With the advent of AR tech, it’s now even easier for brands to offer digital opportunities to convert “maybe’s” into customers. What started as futuristic and sometimes gimmicky has grown into very life-like experiences. AR tech has improved and can now deliver products demos like never before. In general, augmented reality aims to integrate into and improve a user’s view of the real world. So using it to bring products into a customer’s life is a no brainer—and often does better than real life.

Through AR, brands can share or showcase experiences that would be impossible via regular demo/trial. Take IKEA’s AR app for example: IKEA Place lets users virtually place true-to-scale 3D models of the latest IKEA items in their homes. There’s really no feasible way to test out something like the purchase of a couch and that can be a big barrier to buying and overall customer experience. IKEA did a study and found that 14% of consumers take home furniture that doesn’t fit where they had planned on putting it. But with AR, product trial is made easy and as technology improves, more accurate. Talk about high-tech couch shopping… from your couch.

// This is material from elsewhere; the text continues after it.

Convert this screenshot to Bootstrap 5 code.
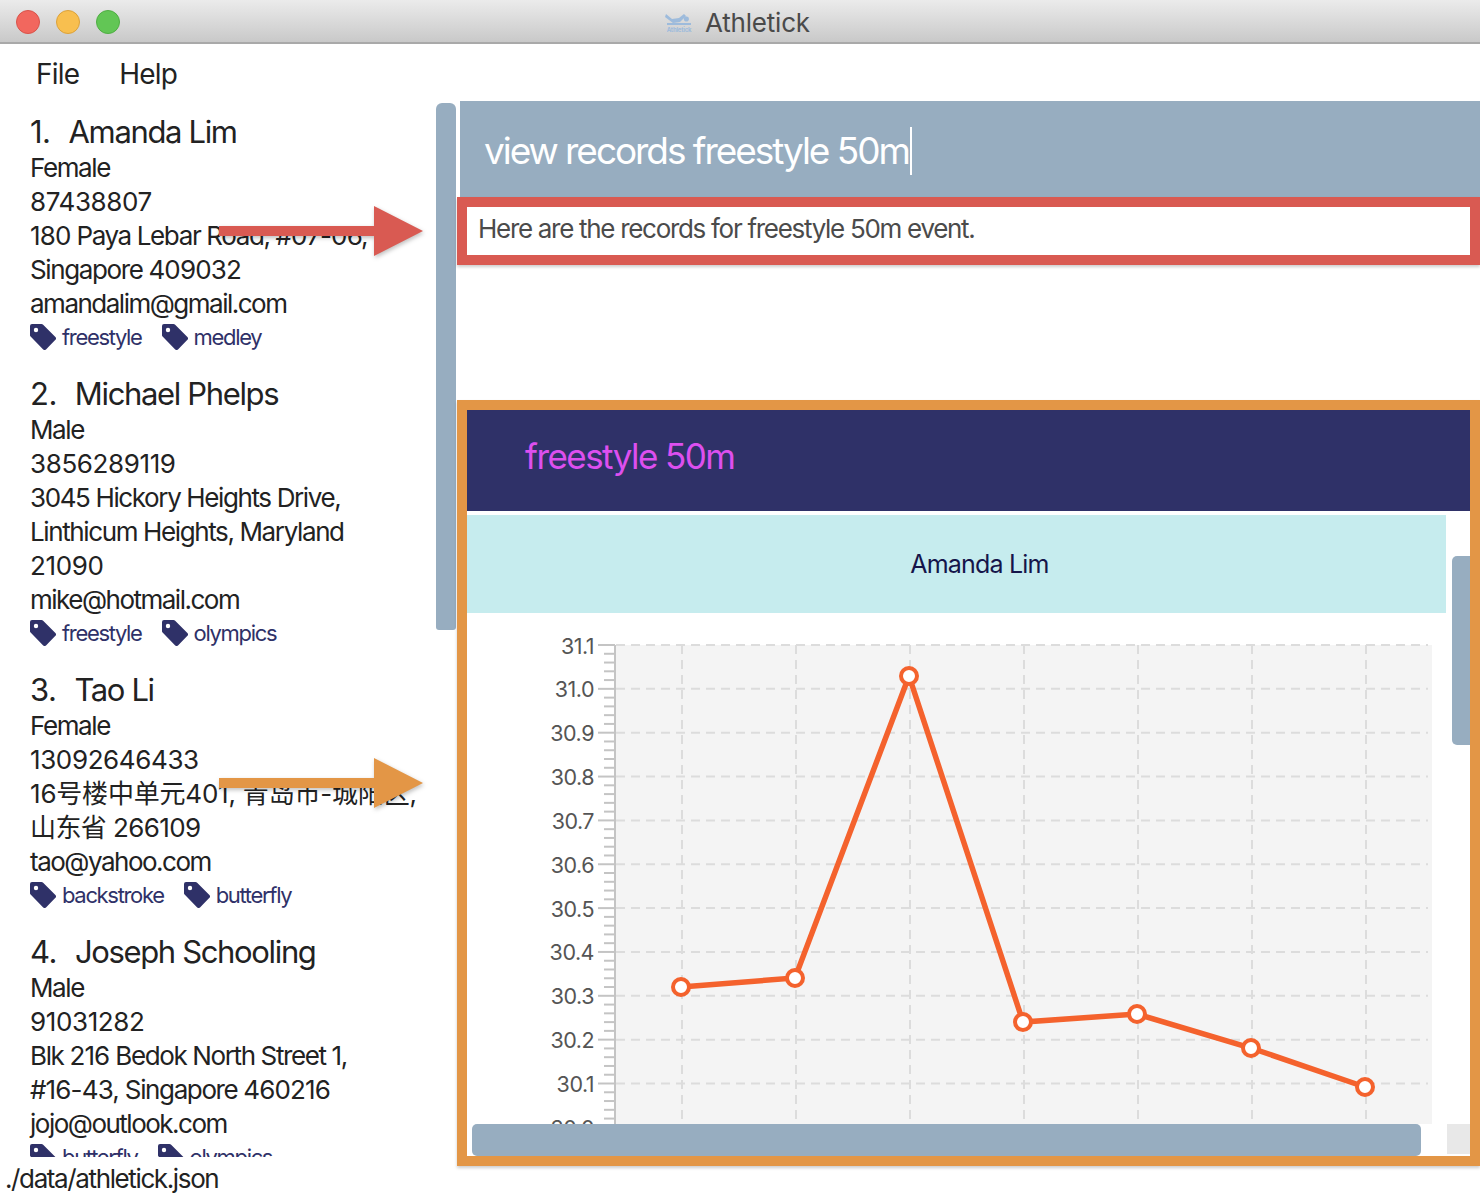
<!DOCTYPE html>
<html lang="en">
<head>
<meta charset="UTF-8">
<title>Athletick</title>
<link rel="stylesheet" href="https://cdn.jsdelivr.net/npm/bootstrap@5.3.0/dist/css/bootstrap.min.css">
<style>
body { margin: 0; background: #fff; font-family: Inter, "Noto Sans CJK SC", sans-serif; color: #222; }
.app-window { width: 1480px; height: 1200px; overflow: hidden; position: relative; }
.title-bar { height: 44px; background: linear-gradient(#ebebeb, #c9c9c9); border-bottom: 2px solid #a9a9a9; position: relative; }
.light { width: 24px; height: 24px; border-radius: 50%; border: 1px solid; }
.light-red { background: #f2675e; border-color: #d9534a; }
.light-yellow { background: #f8bf4f; border-color: #dca23a; }
.light-green { background: #62c655; border-color: #4fae43; }
.lights { padding: 10px 0 0 16px; gap: 16px; }
.title-text { position: absolute; left: 0; right: 0; top: 0; height: 44px; gap: 12px; font-size: 26px; color: #4a4a4a; letter-spacing: -.2px; padding-right: 5px; }
.menu-row { height: 57px; padding: 2px 0 0 36px; gap: 40px; font-size: 28px; letter-spacing: -.8px; }
.left-col { width: 436px; }
.people { height: 1056px; overflow: hidden; padding: 13px 0 0 30px; }
.person { margin-bottom: 21px; }
.person-name { font-size: 31px; line-height: 36px; letter-spacing: -1.35px; margin-bottom: 1px; }
.person-num { margin-right: 18px; letter-spacing: -.5px; }
.person-line { font-size: 26px; line-height: 34px; letter-spacing: -1.38px; white-space: nowrap; }
.person-line-cjk { letter-spacing: -.2px; }
.person-line-cjk2 { letter-spacing: -.6px; }
.person-mail { letter-spacing: -1.5px; }
.num-run { letter-spacing: -.38px; }
.addr-num { letter-spacing: -.85px; }
.person-tags { height: 34px; padding-bottom: 2px; gap: 20px; font-size: 22px; letter-spacing: -1.33px; color: #2f3168; }
.person-tag { gap: 6px; }
.status-text { font-size: 26px; letter-spacing: -1.38px; padding-left: 5px; line-height: 44px; }
.list-thumb { width: 20px; height: 527px; margin-top: 2px; background: #97adc0; border-radius: 6px 6px 3px 3px; flex: none; }
.right-col { width: 1024px; }
.command-box { height: 96px; margin-left: 4px; background: #97adc0; color: #fff; padding: 4px 0 0 24px; font-size: 37px; letter-spacing: -2.05px; }
.caret-line { display: inline-block; width: 2px; height: 48px; background: #fff; margin-left: 1px; }
.result-box { height: 68px; margin-left: 1px; border: 10px solid #d95a52; padding: 0 0 6px 11px; font-size: 26px; letter-spacing: -1.3px; color: #4b4b4b; box-shadow: 0 2px 3px rgba(0,0,0,.2); }
.gap-area { height: 135px; }
.record-box { height: 766px; margin-left: 1px; border: 10px solid #e39646; box-shadow: 0 2px 3px rgba(0,0,0,.2); }
.event-head { height: 101px; background: #2f3168; color: #dd4fef; padding: 0 0 8px 58px; font-size: 35px; letter-spacing: -1.55px; }
.chart-scroll { position: relative; overflow: hidden; height: 645px; padding-top: 4px; }
.athlete-band { width: 979px; height: 98px; background: #c6ecee; color: #15154a; padding: 2px 0 0 46px; font-size: 25px; letter-spacing: -.8px; }
.chart-svg { display: block; }
.chart-svg text { font-family: Inter, sans-serif; font-size: 21.5px; letter-spacing: -.5px; fill: #555; text-anchor: end; }
.v-thumb { position: absolute; right: 0; top: 45px; width: 18px; height: 189px; background: #97adc0; border-radius: 5px 0 0 5px; }
.h-bar { height: 32px; }
.h-thumb { width: 949px; margin-left: 5px; height: 32px; background: #97adc0; border-radius: 5px; }
.h-corner { width: 23px; height: 30px; background: #e8e8e8; margin-left: auto; }
.arrow-over { position: absolute; left: 219px; width: 206px; height: 52px; filter: drop-shadow(1px 2px 2px rgba(0,0,0,.25)); }
.arrow-red { top: 205px; }
.arrow-orange { top: 757px; }
</style>
</head>
<body>
<svg width="0" height="0" class="d-block">
  <symbol id="tag-icon" viewBox="0 0 26 26">
    <path fill="#2f3168" fill-rule="evenodd" d="M2 0H11.5a2 2 0 0 1 1.4.6L25.4 13a2 2 0 0 1 0 2.8L16 25.4a2 2 0 0 1-2.8 0L.6 12.6A2 2 0 0 1 0 11.2V2a2 2 0 0 1 2-2zM6 3.8a2.2 2.2 0 1 0 0 4.4a2.2 2.2 0 0 0 0-4.4z"/>
  </symbol>
</svg>
<div class="app-window">
  <div class="title-bar">
    <div class="lights d-flex">
      <div class="light light-red"></div>
      <div class="light light-yellow"></div>
      <div class="light light-green"></div>
    </div>
    <div class="title-text d-flex align-items-center justify-content-center">
      <svg width="28" height="22" viewBox="0 0 28 22">
        <path fill="#9dbbdc" d="M1 3l6 5 7-1 5-4 2 2-6 6-7 1-8-6zM19 7a2.6 2.6 0 1 0 5 1a2.6 2.6 0 0 0-5-1zM2 12h24v2H2z"/>
        <text x="14" y="20.5" text-anchor="middle" font-size="6" font-weight="700" fill="#9dbbdc">Athletick</text>
      </svg>
      <span>Athletick</span>
    </div>
  </div>
  <div class="menu-row d-flex align-items-center"><span>File</span><span>Help</span></div>
  <div class="d-flex">
    <div class="left-col">
      <div class="people">
        <div class="person">
          <div class="person-name"><span class="person-num">1.</span>Amanda Lim</div>
          <div class="person-line">Female</div>
          <div class="person-line num-run">87438807</div>
          <div class="person-line"><span class="addr-num">180</span> Paya Lebar Road, <span class="addr-num">#07-06,</span></div>
          <div class="person-line">Singapore <span class="addr-num">409032</span></div>
          <div class="person-line person-mail">amandalim@gmail.com</div>
          <div class="person-tags d-flex align-items-center">
            <div class="person-tag d-flex align-items-center"><svg width="26" height="26"><use href="#tag-icon"/></svg>freestyle</div>
            <div class="person-tag d-flex align-items-center"><svg width="26" height="26"><use href="#tag-icon"/></svg>medley</div>
          </div>
        </div>
        <div class="person">
          <div class="person-name"><span class="person-num">2.</span>Michael Phelps</div>
          <div class="person-line">Male</div>
          <div class="person-line num-run">3856289119</div>
          <div class="person-line">3045 Hickory Heights Drive,</div>
          <div class="person-line">Linthicum Heights, Maryland</div>
          <div class="person-line num-run">21090</div>
          <div class="person-line person-mail">mike@hotmail.com</div>
          <div class="person-tags d-flex align-items-center">
            <div class="person-tag d-flex align-items-center"><svg width="26" height="26"><use href="#tag-icon"/></svg>freestyle</div>
            <div class="person-tag d-flex align-items-center"><svg width="26" height="26"><use href="#tag-icon"/></svg>olympics</div>
          </div>
        </div>
        <div class="person">
          <div class="person-name"><span class="person-num">3.</span>Tao Li</div>
          <div class="person-line">Female</div>
          <div class="person-line num-run">13092646433</div>
          <div class="person-line person-line-cjk">16号楼中单元401, 青岛市-城阳区,</div>
          <div class="person-line person-line-cjk2">山东省 266109</div>
          <div class="person-line person-mail">tao@yahoo.com</div>
          <div class="person-tags d-flex align-items-center">
            <div class="person-tag d-flex align-items-center"><svg width="26" height="26"><use href="#tag-icon"/></svg>backstroke</div>
            <div class="person-tag d-flex align-items-center"><svg width="26" height="26"><use href="#tag-icon"/></svg>butterfly</div>
          </div>
        </div>
        <div class="person">
          <div class="person-name"><span class="person-num">4.</span>Joseph Schooling</div>
          <div class="person-line">Male</div>
          <div class="person-line num-run">91031282</div>
          <div class="person-line">Blk <span class="addr-num">216</span> Bedok North Street 1,</div>
          <div class="person-line"><span class="addr-num">#16-43,</span> Singapore <span class="addr-num">460216</span></div>
          <div class="person-line person-mail">jojo@outlook.com</div>
          <div class="person-tags d-flex align-items-center">
            <div class="person-tag d-flex align-items-center"><svg width="26" height="26"><use href="#tag-icon"/></svg>butterfly</div>
            <div class="person-tag d-flex align-items-center"><svg width="26" height="26"><use href="#tag-icon"/></svg>olympics</div>
          </div>
        </div>
      </div>
      <div class="status-text">./data/athletick.json</div>
    </div>
    <div class="list-thumb"></div>
    <div class="right-col">
      <div class="command-box d-flex align-items-center">view records freestyle 50m<span class="caret-line"></span></div>
      <div class="result-box d-flex align-items-center">Here are the records for freestyle 50m event.</div>
      <div class="gap-area"></div>
      <div class="record-box">
        <div class="event-head d-flex align-items-center">freestyle 50m</div>
        <div class="chart-scroll">
          <div class="athlete-band d-flex align-items-center justify-content-center">Amanda Lim</div>
          <svg class="chart-svg" id="chart" width="1002" height="511" viewBox="467 613 1002 511"></svg>
          <div class="h-bar d-flex">
            <div class="h-thumb"></div>
            <div class="h-corner"></div>
          </div>
          <div class="v-thumb"></div>
        </div>
      </div>
    </div>
  </div>
  <svg class="arrow-over arrow-red" viewBox="0 0 206 52"><path fill="#d95a52" d="M0 21H155V1L204 26L155 51V31H0z"/></svg>
  <svg class="arrow-over arrow-orange" viewBox="0 0 206 52"><path fill="#e39646" d="M0 21H155V1L204 26L155 51V31H0z"/></svg>
</div>
<script>
// Build the line chart in page coordinates
const chart = document.getElementById('chart');
const points = [[681, 987], [795, 978], [909, 676], [1023, 1022], [1137, 1014], [1251, 1048], [1365, 1087]];
const gridX = [682, 796, 910, 1024, 1138, 1252, 1366];
const plotTop = 645;
const step = 43.85;
let html = `<rect x="615" y="${plotTop}" width="817" height="480" fill="#f4f4f4"/>`;

for (let i = 0; i <= 11; i++) {
    const y = plotTop + i * step;
    html += `<line x1="616" x2="1428" y1="${y}" y2="${y}" stroke="#dcdcdc" stroke-width="2" stroke-dasharray="9 6"/>`;
    html += `<line x1="598" x2="615" y1="${y}" y2="${y}" stroke="#c4c4c4" stroke-width="2"/>`;
    html += `<text x="594" y="${y + 8.5}">${(31.1 - i * 0.1).toFixed(1)}</text>`;
    for (let j = 1; j < 5 && i < 11; j++) {
        const minor = y + j * step / 5;
        html += `<line x1="604" x2="615" y1="${minor}" y2="${minor}" stroke="#c4c4c4" stroke-width="2"/>`;
    }
}
gridX.forEach(x => {
    html += `<line x1="${x}" x2="${x}" y1="${plotTop}" y2="1124" stroke="#dcdcdc" stroke-width="2" stroke-dasharray="9 6"/>`;
});
html += `<line x1="615" x2="615" y1="${plotTop}" y2="1124" stroke="#c4c4c4" stroke-width="2"/>`;
html += `<polyline fill="none" stroke="#f4622d" stroke-width="5.5" points="${points.join(' ')}"/>`;
points.forEach(([x, y]) => {
    html += `<circle cx="${x}" cy="${y}" r="8" fill="#fff" stroke="#f4622d" stroke-width="4"/>`;
});
chart.innerHTML = html;
</script>
<script src="https://cdn.jsdelivr.net/npm/bootstrap@5.3.0/dist/js/bootstrap.bundle.min.js"></script>
</body>
</html>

Bringing the Fitting Room to Your Room

Clothing shopping is a very personal experience, which is why closing clothing sales online can be tricky. Without first-hand trial, consumers can be reluctant to buy. At bricks and mortar stores, fitting rooms are a must-have—this “trial” experience is so familiar, you may not even think of as a product demo. In fact, all in-store shopping offers a mini product trial to touch and review products first hand. While apparel is among the top online categories, one of the main pain-points for Canadians that are still hesitant about online purchases is that they expect the experience to be like it is in-store. Brands beyond just clothing retail have adopted several ways to help deliver the familiarity that these shoppers seek.

A few tactics that retailers have developed to help consumers make the leap from in-store to online:

  • Ultra-fast delivery
  • Free shipping
  • In-store pickup
  • Delivery to a post office
  • Free return shipping
  • Pickup service for returns
  • Ability to return items in-store

Retailers are making sure customers can have their cake (or clothing) and eat it too: shop from the comfort of your own home, risk-free—and without having to brave that always-awful retail fitting room lighting.

Getting Hooked on Subscription Trials

How you look signing up for free trials with a new email address every time.

The trick to subscription-based trials is getting users hooked to your offering and then reel-in for the full deal. The catch: you’ve got to have a decent product or service that proves its value, and pretty quick. On average, it take about 2 months to form new habits (66 days to be exact). Trials can be an effective way to give users just long enough to enjoy a service, build new behaviour, and miss it once trial ends. The two main ways to do this are through free-trial or a slimmed-down version.

Free-Trial: this full-service offering gives users a real deal experience in hopes they will convert to full time customers. The benefit is that they get to see everything you have to offer so you have a greater chance of proving your worth. It’s no coincidence that Apple Music offers a 3-month trial, getting users past that magic 66th day. The risk is that they’ll still leave. Or come back again and again for the free ride, to which companies must balance easy-signup with barriers for free-loaders.

Freemium: this tiered model gives users free vs. premium service levels. This lets customers use the service indefinitely but many companies will augment this free ride with additional revenue models, such as serving ads on the free version. Spotify is doing a decent job gaining both types of users on its platform: earlier this year, they clocked over 217 million monthly active users, of which 100 million were paid Spotify Premium subscribers.

Let Consumers Try Before Buying

Even products that aren’t traditional demo-items (i.e. furniture) can get consumers to try before they buy. Trial is a time-tested tactic, with potential to win over hesitant consumers into to lifetime customers. The bottom line: Everyone likes free stuff and technology-focused experiences can open up a whole new world of opportunities for consumer demos. We predict that the brands that most effectively implement technology into their consumer demos will be leaders in our increasingly digital landscape.